Integrating ZKPs into existing systems and protocols can require significant changes to the underlying architecture, which can be both technically and logistically challenging.

Real-World Applications of Zero-Knowledge Proof in Blockchain


Zero-knowledge proofs are important for enhancing privacy in blockchain technology. Cryptocurrencies such as Monero use ZKPs to make transactions private. This means the sender, receiver, and amount sent are kept confidential, while still verifying the transaction is valid and secure.

Supply Chain:

ZKPs are used in supply chains to confirm the authenticity of products or transactions without sharing any sensitive information. This helps create a transparent and trustworthy supply chain, allowing stakeholders to track and verify the origins of goods while keeping the data private.

Identity Verification:

Zero-knowledge proofs are used in identity verification to confirm specific details or credentials without disclosing unnecessary personal information.

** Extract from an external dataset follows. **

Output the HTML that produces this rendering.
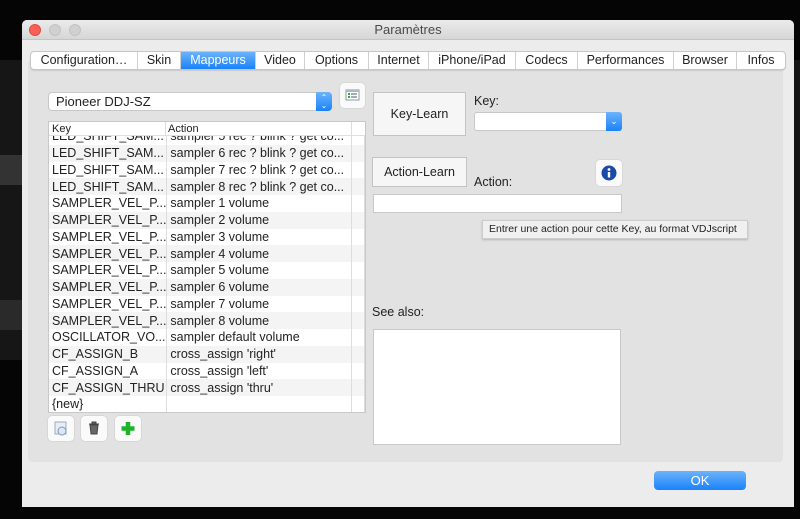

This is useful for verifying age, and citizenship, or granting access securely while protecting user privacy.

Voting Systems:

Zero-knowledge proofs improve voting security by letting voters prove their votes are valid without showing which candidates they chose. This keeps votes anonymous, prevents tampering, and builds trust in elections, making voting systems safer.

Internet of Things:

ZKPs can verify that software updates for IoT devices come from the right manufacturer, restrict access to networks and user data to authorized devices only, and secure communication between devices. They cut down on data transmission and processing, which helps IoT devices use less energy and work more efficiently.


Zero-Knowledge Proofs are transforming blockchain technology by providing unmatched privacy and security benefits. Despite challenges, ZKPs offer promising applications across various sectors. As advancements continue, ZKPs are expected to greatly improve trust and confidentiality in digital transactions and exchanges across blockchain platforms.